Gameplay Mechanics of Tavern Talk

Even with the focus on dialogue and story, there’s still some gameplay beyond that in Tavern Talk. There are two primary jobs you fulfill regularly as the innkeeper. First, you need to serve drinks that boost the stats of your customers. Second, you put together quests based on rumors that you hear.

For making drinks, you have a recipe book to help you. You can even draw the recipe on the chalkboard, which helps guide you with how much of which item to add. And if you make a mistake, you feed the drink to Andu and start over. The game starts you off slow with just a handful of recipes. However, your customers will start requesting drinks that lead to new recipes, give you recipes, and give you ingredients to use for infusions, which also affect your drinks and how they’re made.

In the beginning, customers order a drink by name or by the stat they want increased. Then, there are times when you make the choice for your customers based on the quest they’re about to go on. This is where your decisions have an effect since they will change how the character approaches their quest. Because of this, it’s important to listen to the quest details and the character’s plan for each approach before you pick a drink for them.

The other mechanic of putting together quests is much easier.

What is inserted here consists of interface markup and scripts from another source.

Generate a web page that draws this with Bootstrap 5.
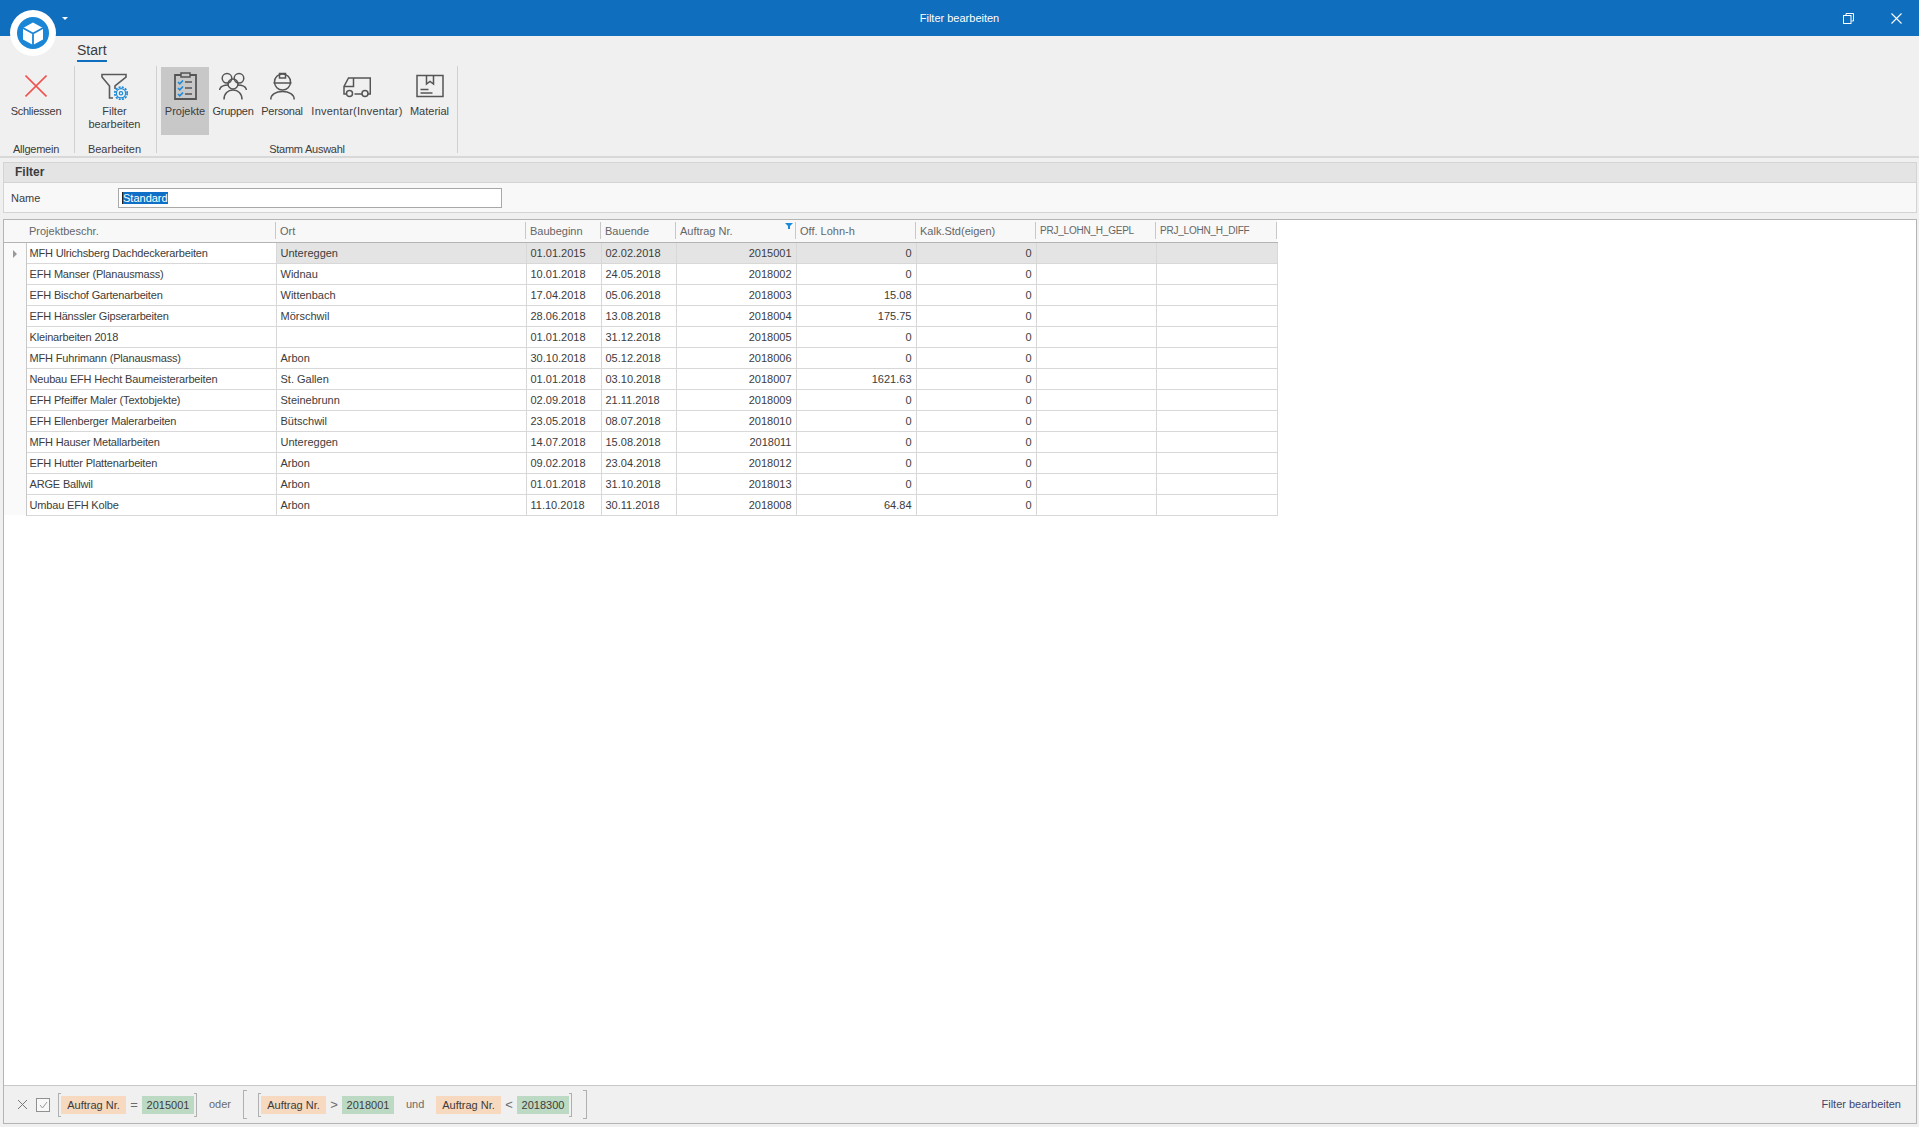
<!doctype html>
<html lang="de"><head><meta charset="utf-8"><title>Filter bearbeiten</title>
<link href="https://cdn.jsdelivr.net/npm/bootstrap@5.3.0/dist/css/bootstrap.min.css" rel="stylesheet">
<style>
html,body{height:100%;}
body{background:#f0f0f0;font-family:"Liberation Sans",Arial,sans-serif;font-size:11px;color:#3c3c3c;overflow:hidden;}
.app{height:1127px;width:1919px;position:relative;}
.titlebar{height:36px;background:#106ebe;color:#fff;padding:0 17px 0 0;position:relative;flex:none;}
.titletext{left:0;right:0;text-align:center;position:absolute;top:11px;line-height:14px;}
.logo{position:absolute;left:10px;top:10px;width:46px;height:46px;z-index:3;}
.qat{position:absolute;left:62px;top:17px;width:0;height:0;border-left:3px solid transparent;border-right:3px solid transparent;border-top:3px solid #fff;}
.winbtns{margin-left:auto;gap:37px;}
.tabrow{height:29px;padding-left:77px;flex:none;}
.tabname{font-size:14px;color:#3c3c3c;border-bottom:2.5px solid #106ebe;line-height:18px;height:26px;padding:5px 0 0;width:30px;white-space:nowrap;}
.ribbon{height:93px;border-bottom:2px solid #d8d8d8;padding-top:1px;flex:none;}
.rgroup{border-right:1px solid #d0d0d0;height:87px;display:flex;flex-direction:column;}
.rgrp1{width:75px;padding-right:2px;}.rgrp2{width:82px;padding-right:2px;}.rgrp3{width:301px;padding-left:4px;}
.rbtn{height:68px;margin-top:1px;text-align:center;line-height:13px;padding-top:5px;white-space:nowrap;}
.rbtn svg{display:block;margin:0 auto 5px;}
.rbtn.on{background:#c8c8c8;}
.w48{width:48px}.w50{width:50px}.w100{width:100px}.w45{width:45px}
.tight{letter-spacing:-.25px;}
.loose{letter-spacing:.25px;}
.grouplabel{margin-top:auto;text-align:center;line-height:8px;}
.rgrp3 .grouplabel{margin-left:-4px;}
.panel{margin:4px 0 0 3px;width:1914px;height:51px;border:1px solid #d4d4d4;background:#f8f8f8;flex:none;}
.panelhead{background:#e4e4e4;height:20px;font-weight:700;padding-left:11px;line-height:19px;border-bottom:1px solid #d4d4d4;font-size:12px;}
.namelabel{width:114px;padding-left:7px;}
.namerow{padding-top:5px;}
.nameinput{width:384px;height:20px;border:1px solid #a8a8a8;background:#fff;padding:2px 3px;line-height:14px;}
.sel{background:#0f6fc6;color:#fff;border-left:1px solid #222;}
.gridwrap{margin:6px 0 0 3px;width:1914px;height:905px;border:1px solid #b4b4b4;background:#fff;display:flex;flex-direction:column;flex:none;}
.gridbody{flex:1 1 auto;min-height:0;}
.gtable{table-layout:fixed;width:1273px;border-collapse:collapse;margin:0;}
.gtable th,.gtable td{border:1px solid #d8d8d8;border-width:0 1px 1px 0;padding:0 4px;height:21px;line-height:20px;font-weight:400;white-space:nowrap;overflow:hidden;color:#3c3c3c;background:#fff;font-size:11px;}
.gtable th{background:#f8f8f8 linear-gradient(#c8c8c8,#c8c8c8) right center/1px 17px no-repeat;height:22px;border-width:0 0 1px 0;border-bottom:1px solid #b4b4b4;color:#666;position:relative;}
.gtable th:first-child{background-image:none;}
.gtable th:nth-child(2),.gtable td:nth-child(2){padding-left:3px;}
.gtable th.caps{font-size:10px;letter-spacing:-.22px;padding-top:1px;}
.gtable td:nth-child(2){letter-spacing:-.17px;}
.gtable td.ind{background:#fafafa;border-right:1px solid #c8c8c8;border-bottom:0;padding:0;text-align:center;}
.gtable tr.cur td:not(.ind):not(.first){background:#e4e4e4;}
.c0{width:22px}.c1,.c2{width:250px}.c3,.c4{width:75px}.c5,.c6,.c7,.c8{width:120px}.c9{width:121px}
.gtable .num{text-align:right;}
.sorticon{position:absolute;right:3px;top:3px;width:8px;height:6px;}
.fbar{height:38px;flex:none;background:#f0f0f0;border-top:1px solid #c8c8c8;padding:0 15px 0 14px;}
.chip{height:18px;line-height:18px;color:#3c3c3c;white-space:nowrap;text-align:center;}
.chipf{background:#f6d9bf;width:65px;}
.chipv{background:#bcd9c4;width:52px;}
.op{width:16px;text-align:center;color:#6b6b6b;font-size:13px;line-height:18px;}
.oder{color:#6b6b6b;margin:0 13px 0 12px;width:21px;}
.und{color:#6b6b6b;margin:0 13px 0 12px;width:17px;}
.bl,.br{flex:none;width:3px;height:24px;border:1px solid #b0b0b0;}
.bl{border-right:0;}.br{border-left:0;}
.big{height:29px;width:4px;}
.big.bl{margin-right:11px;}.big.br{margin-left:11px;}
.cb{width:14px;height:14px;border:1px solid #909090;background:#f8f8f8;display:flex;align-items:center;justify-content:center;margin:0 8px 0 9px;}
.fedit{margin-left:auto;color:#44446a;}
</style></head><body>
<div class="app d-flex flex-column">
 <div class="titlebar d-flex align-items-center">
  <div class="titletext">Filter bearbeiten</div>
  <div class="qat"></div>
  <div class="winbtns d-flex align-items-center">
   <svg width="11" height="11" viewBox="0 0 11 11" fill="none" stroke="#fff"><path d="M3 2.500V.5h7.500v7.500H8.500"/><rect x=".5" y="2.500" width="7.500" height="8"/></svg>
   <svg width="11" height="11" viewBox="0 0 11 11" stroke="#fff" stroke-width="1.100"><path d="M.5.5l10 10M10.500.5l-10 10"/></svg>
  </div>
 </div>
 <svg class="logo" viewBox="0 0 46 46"><circle cx="23" cy="23" r="23" fill="#fff"/><circle cx="23" cy="23" r="16" fill="#1b85d6"/><path d="M23 12.500l10 5.500v11.500l-10 5.500-10-5.500V18z" fill="#fff"/><path d="M13 18l10 5.500L33 18M23 23.500V35" fill="none" stroke="#1b85d6" stroke-width="1.800"/></svg>
 <div class="tabrow d-flex"><div class="tabname">Start</div></div>
 <div class="ribbon d-flex">
  <div class="rgroup rgrp1">
   <div class="rbtn"><svg width="22" height="28" viewBox="0 0 22 28" stroke="#ef5350" stroke-width="1.700"><path d="M.5 3.500l21 21M21.500 3.500l-21 21"/></svg><span class="tight">Schliessen</span></div>
   <div class="grouplabel tight">Allgemein</div>
  </div>
  <div class="rgroup rgrp2">
   <div class="rbtn"><svg width="28" height="28" viewBox="0 0 28 28" fill="none"><path d="M14 17V14L25 5V2.500H1V5L8.500 14V26H12" stroke="#5a5a5a" stroke-width="1.600"/><circle cx="20" cy="21.300" r="6.200" stroke="#1c8ad8" stroke-width="1.700" stroke-dasharray="2 1.250"/><circle cx="20" cy="21.300" r="4.600" stroke="#1c8ad8" stroke-width="1.200"/><circle cx="20" cy="21.300" r="1.700" stroke="#1c8ad8" stroke-width="1.200"/></svg>Filter<br>bearbeiten</div>
   <div class="grouplabel">Bearbeiten</div>
  </div>
  <div class="rgroup rgrp3">
   <div class="d-flex">
    <div class="rbtn on w48"><svg width="23" height="28" viewBox="0 0 23 28" fill="none" stroke="#555"><path d="M7 3H1v24h21V3h-6" stroke-width="1.800"/><rect x="7" y="1" width="9" height="4" stroke-width="1.500"/><path d="M11 10h7M11 16h7M11 22h7" stroke-width="1.600"/><path d="M4 10l1.800 1.800L9 8.500M4 16l1.800 1.800L9 14.500M4 22l1.800 1.800L9 20.500" stroke="#1c8ad8" stroke-width="1.600"/></svg>Projekte</div>
    <div class="rbtn w48"><svg width="28" height="28" viewBox="0 0 28 28" fill="none" stroke="#555" stroke-width="1.500"><circle cx="8" cy="6.300" r="4.800"/><circle cx="20" cy="6.300" r="4.800"/><circle cx="14" cy="12" r="5"/><path d="M.5 18c.5-3 4-5 9-5M27.500 18c-.5-3-4-5-9-5M5 27.500c0-6 4-9.500 9-9.500s9 3.500 9 9.500"/></svg><span class="tight">Gruppen</span></div>
    <div class="rbtn w50"><svg width="25" height="28" viewBox="0 0 25 28" fill="none" stroke="#555" stroke-width="1.500"><circle cx="12.500" cy="10" r="8"/><path d="M3.500 11h18M9.500 1.500h6V6h-6zM.8 27.500c0-5 5-8 11.700-8s11.700 3 11.700 8"/></svg><span class="tight">Personal</span></div>
    <div class="rbtn w100"><svg width="28" height="28" viewBox="0 0 28 28" fill="none" stroke="#555" stroke-width="1.500"><path d="M10.500 6H27.300V22h-2.500M19 22h-7.500M3.200 22H1v-7.500L5.500 6H10.500V14.500H1.500"/><circle cx="6.500" cy="21.500" r="3"/><circle cx="22" cy="21.500" r="3"/></svg><span class="loose">Inventar(Inventar)</span></div>
    <div class="rbtn w45"><svg width="28" height="28" viewBox="0 0 28 28" fill="none" stroke="#555" stroke-width="1.500"><rect x="1" y="3.500" width="26" height="21"/><path d="M10.500 3.500V12l3.500-2.500 3.500 2.500V3.500M4.500 17.500h8M4.500 21h12"/></svg>Material</div>
   </div>
   <div class="grouplabel tight">Stamm Auswahl</div>
  </div>
 </div>
 <div class="panel">
  <div class="panelhead">Filter</div>
  <div class="d-flex align-items-center namerow"><div class="namelabel">Name</div><div class="nameinput"><span class="sel">Standard</span></div></div>
 </div>
 <div class="gridwrap">
  <div class="gridbody">
  <table class="gtable">
   <colgroup><col class="c0"><col class="c1"><col class="c2"><col class="c3"><col class="c4"><col class="c5"><col class="c6"><col class="c7"><col class="c8"><col class="c9"></colgroup>
   <thead><tr><th></th><th>Projektbeschr.</th><th>Ort</th><th>Baubeginn</th><th>Bauende</th><th>Auftrag Nr.<svg class="sorticon" viewBox="0 0 8 6"><path d="M0 0h8L5 3v3H3V3z" fill="#1c8ad8"/></svg></th><th>Off. Lohn-h</th><th>Kalk.Std(eigen)</th><th class="caps">PRJ_LOHN_H_GEPL</th><th class="caps">PRJ_LOHN_H_DIFF</th></tr></thead>
   <tbody>
    <tr class="cur"><td class="ind"><svg width="4" height="8" viewBox="0 0 4 8"><path d="M0 0l4 4-4 4z" fill="#999"/></svg></td><td class="first">MFH Ulrichsberg Dachdeckerarbeiten</td><td>Untereggen</td><td>01.01.2015</td><td>02.02.2018</td><td class="num">2015001</td><td class="num">0</td><td class="num">0</td><td></td><td></td></tr>
    <tr><td class="ind"></td><td>EFH Manser (Planausmass)</td><td>Widnau</td><td>10.01.2018</td><td>24.05.2018</td><td class="num">2018002</td><td class="num">0</td><td class="num">0</td><td></td><td></td></tr>
    <tr><td class="ind"></td><td>EFH Bischof Gartenarbeiten</td><td>Wittenbach</td><td>17.04.2018</td><td>05.06.2018</td><td class="num">2018003</td><td class="num">15.08</td><td class="num">0</td><td></td><td></td></tr>
    <tr><td class="ind"></td><td>EFH Hänssler Gipserarbeiten</td><td>Mörschwil</td><td>28.06.2018</td><td>13.08.2018</td><td class="num">2018004</td><td class="num">175.75</td><td class="num">0</td><td></td><td></td></tr>
    <tr><td class="ind"></td><td>Kleinarbeiten 2018</td><td></td><td>01.01.2018</td><td>31.12.2018</td><td class="num">2018005</td><td class="num">0</td><td class="num">0</td><td></td><td></td></tr>
    <tr><td class="ind"></td><td>MFH Fuhrimann (Planausmass)</td><td>Arbon</td><td>30.10.2018</td><td>05.12.2018</td><td class="num">2018006</td><td class="num">0</td><td class="num">0</td><td></td><td></td></tr>
    <tr><td class="ind"></td><td>Neubau EFH Hecht Baumeisterarbeiten</td><td>St. Gallen</td><td>01.01.2018</td><td>03.10.2018</td><td class="num">2018007</td><td class="num">1621.63</td><td class="num">0</td><td></td><td></td></tr>
    <tr><td class="ind"></td><td>EFH Pfeiffer Maler (Textobjekte)</td><td>Steinebrunn</td><td>02.09.2018</td><td>21.11.2018</td><td class="num">2018009</td><td class="num">0</td><td class="num">0</td><td></td><td></td></tr>
    <tr><td class="ind"></td><td>EFH Ellenberger Malerarbeiten</td><td>Bütschwil</td><td>23.05.2018</td><td>08.07.2018</td><td class="num">2018010</td><td class="num">0</td><td class="num">0</td><td></td><td></td></tr>
    <tr><td class="ind"></td><td>MFH Hauser Metallarbeiten</td><td>Untereggen</td><td>14.07.2018</td><td>15.08.2018</td><td class="num">2018011</td><td class="num">0</td><td class="num">0</td><td></td><td></td></tr>
    <tr><td class="ind"></td><td>EFH Hutter Plattenarbeiten</td><td>Arbon</td><td>09.02.2018</td><td>23.04.2018</td><td class="num">2018012</td><td class="num">0</td><td class="num">0</td><td></td><td></td></tr>
    <tr><td class="ind"></td><td>ARGE Ballwil</td><td>Arbon</td><td>01.01.2018</td><td>31.10.2018</td><td class="num">2018013</td><td class="num">0</td><td class="num">0</td><td></td><td></td></tr>
    <tr><td class="ind"></td><td>Umbau EFH Kolbe</td><td>Arbon</td><td>11.10.2018</td><td>30.11.2018</td><td class="num">2018008</td><td class="num">64.84</td><td class="num">0</td><td></td><td></td></tr>
   </tbody>
  </table>
  </div>
  <div class="fbar d-flex align-items-center">
   <svg width="9" height="9" viewBox="0 0 9 9" stroke="#777"><path d="M0 0l9 9M9 0L0 9"/></svg>
   <div class="cb"><svg width="9" height="8" viewBox="0 0 9 8" fill="none" stroke="#999"><path d="M1 4l2.500 3L8 1"/></svg></div>
   <div class="bl"></div><div class="chip chipf">Auftrag Nr.</div><div class="op">=</div><div class="chip chipv">2015001</div><div class="br"></div>
   <div class="oder">oder</div>
   <div class="bl big"></div>
   <div class="bl"></div><div class="chip chipf">Auftrag Nr.</div><div class="op">&gt;</div><div class="chip chipv">2018001</div>
   <div class="und">und</div>
   <div class="chip chipf">Auftrag Nr.</div><div class="op">&lt;</div><div class="chip chipv">2018300</div><div class="br"></div>
   <div class="br big"></div>
   <div class="fedit">Filter bearbeiten</div>
  </div>
 </div>
</div>
<script src="https://cdn.jsdelivr.net/npm/bootstrap@5.3.0/dist/js/bootstrap.bundle.min.js"></script>
</body></html>
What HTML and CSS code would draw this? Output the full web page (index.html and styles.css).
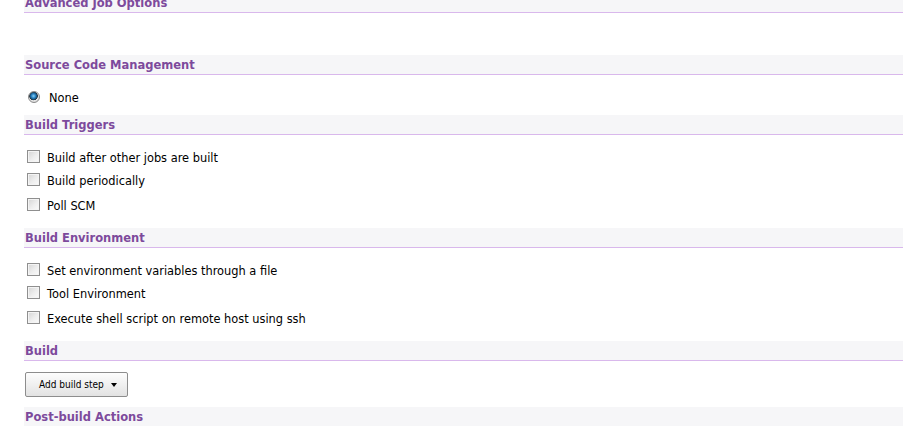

When you have three related rumors, the game automatically takes you to the screen to form a quest. Each note is a rumor, and they all have a design on them. Rumors with the same design are related. So, put those on the quest paper and choose the feather to create a quest for your job board. Then, characters will accept quests when they come into your tavern.

Colorful Characters of Tavern Talk

Tavern Talk has an array of characters who come to your tavern, and the variety feels like it hits all the stereotypical characters that might pop up in a Dungeons & Dragons campaign. One of them even believes that you’re not a real person and just a pre-programmed NPC. I found that there was a nice mix of characters and personalities included. A few of them even made me laugh, like the typical loner rogue and the vampire named Kyle, who constantly forgets that the sun is deadly to him.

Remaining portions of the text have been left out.